Late last night I learned that DJ and producer and performer Sophie died from a sudden accident in Athens at the age of 34. I won’t pretend to be in the top tier of Sophie’s fans, but I do recognize her as not only a pop iconoclast but also someone who deeply respected the art form. My first introduction to her was at a YOLA DíA in 2019, the inaugural music festival from Yola Mezcal, on the occasion of heading there to witness my first Megan thee Stallion live performance. My best friend Royce took me Sophie before the set and while I was familiar with the music, I was entranced and drunk and on enough acid that Sophie’s DJ set felt like a bit of magic seeping through the bright sunlight of the day. He insisted, as he tends to do when introducing me to music in a setting amenable to my tastes, that “this isn’t like a normal Sophie show.” Later I witnessed a “normal” Sophie show (after we’d attended a perfectly quaint Kasey Musgraves concert at the Greek Theatre) in some downtown Los Angeles music space. It was dark, it was sweaty, and there was a mosh pit but it didn’t feel like the first one I experienced (a raucous Lollapalooza mosh pit during a Red Hot Chili Peppers set). It felt almost choreographed. It wasn’t maniac. And Sophie’s set was absolutely a transcendent experience I will never forget—and that is not just the molly I was on speaking. It also seemed to me that moment wasn’t particularly different than the daytime show, but it also reminds me that most people think of me as a person who balks at close contact with other human beings. Which is not untrue. But I did feel comfortable. Because as I said, much has been written about how Sophie changed the pop music landscape and pushed it into a future that it still has not fully realized, but damn, she loved the music too. This I knew, when in the middle of her set she played Cassie’s 2006 single “Me & U” and several Megan thee Stallion songs.
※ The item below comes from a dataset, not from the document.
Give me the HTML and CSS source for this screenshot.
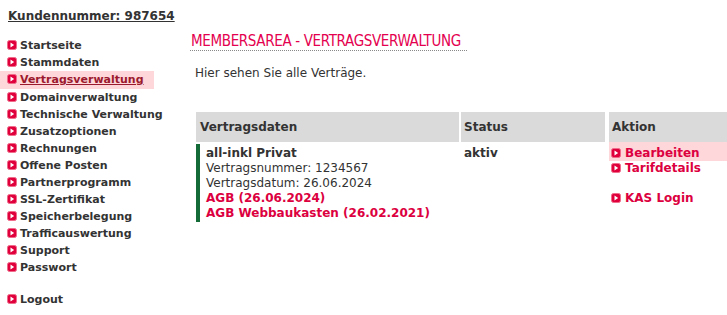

This morning I read a December 7, 2017 piece from Sasha Geffen in Vulture titled “Sophie Can Show You the World.” I want to draw attention to this excerpt:
“A lot of people are interested in re-creating an idea of the past, like the post-punk era or something, and would view this kind of thing as less authentic,” she says. “I think being completely authentic about the time you live in is something that I would view as a career-long objective — to find out what is authentically this moment.”
To Sophie, carving out havens in which it’s easy to pretend the far-reaching effects of late capitalism don’t exist is less interesting than meeting the far-reaching effects of late capitalism head-on. In an early interview, she offered “advertising” when asked about the genre of her music, and in 2015, her answer became literally true: a McDonald’s web spot used a clip of her song “Lemonade” to sell lemonade. “People were furious,” she says. “But I don’t think that compromises anything in the music. If it’s used in that context, it doesn’t change my intention of making it. If you can do two things with it, give it meaning for yourself according to the perspectives you want to share and also have it function on the mass market, and therefore expose your message to more people in a less elitist context, then that is an ideal place to be. An experimental idea doesn’t have to be separated from a mainstream context. The really exciting thing is where those two things are together. That’s where you can get real change.”
“When I was doing the first Sophie music, I thought I’d like to place it in that context because I wanted to live in the real world,” she says. “I don’t want it to be this elitist, academic thing, with only people from a certain sect listening to it. That’s not my intention. I want it to interact and have a life in the real world, as I see it, and communicate within that context.”
As I see so many people I love sharing how Sophie made them feel, how much they felt because of Sophie, a brilliant artist who is also trans, I thought of words from my friend Angelica Ross: "Transition is not just an individual transition, but you will realize that when you change… so does your environment. It is one of things that because butterflies are so beautiful, we get into how beautiful they are. Trans and gender non-conforming folks are your closest proximity to something that deep, profound, and miraculous of a change. And if you’re privileged enough, to be close enough to someone who is going through that kind of change... you too will be changed by that, if you allow yourself to be.”
This morning I sat in bed also reading through Kurt Cobain’s Journals, which I received as a Christmas gift. There’s nothing that makes you feel all at once completely sane in all of your neuroses and traumas than reading the journal scribblings of an artist whose work you respect. It’s enough to override the crippling sense of inadequacy. Like when I read Thick by Tressie McMillam Cottom this week and felt in awe from her incisive readings of pop culture moments from her perspective of a Southern black woman. Or when I pored over Real Life by Brandon Taylor, a novel with utterly moving prose not unlike Didion’s, that moved me to tears, felt extremely erotic to me in many parts, and also made me feel slightly less alone thanks to its depiction of a gay black man who craves love and comfort and to be held but also is horrified to ask for such things and when you do get them, you often recoil from them as if you never wanted them in the first place.
“I believed [my father] like to be alone just as I like to be alone, but he wanted that isolation without our love, while I never want to do without love, even when I want to be alone.” Hilton Als wrote this in the introduction to Alice Neels, Uptown, a curation of paintings and drawings artist Alice Neel made during the five decades she lived in Spanish Harlem and the Upper West Side. He is impressed by her ability to see “the world as it existed on its own terms, and [she believed] it was our duty—as citizens, as artists—to know as much about it as possible, in order to better live in it and navigate it; to exist among all the broken glass and bottle caps and boys on the street, in a kind of unsentimental wonder.” I’d like to think I am becoming better about my own comfort in this world, in our society, in my own body. I’d like to think I am becoming better at simply existing.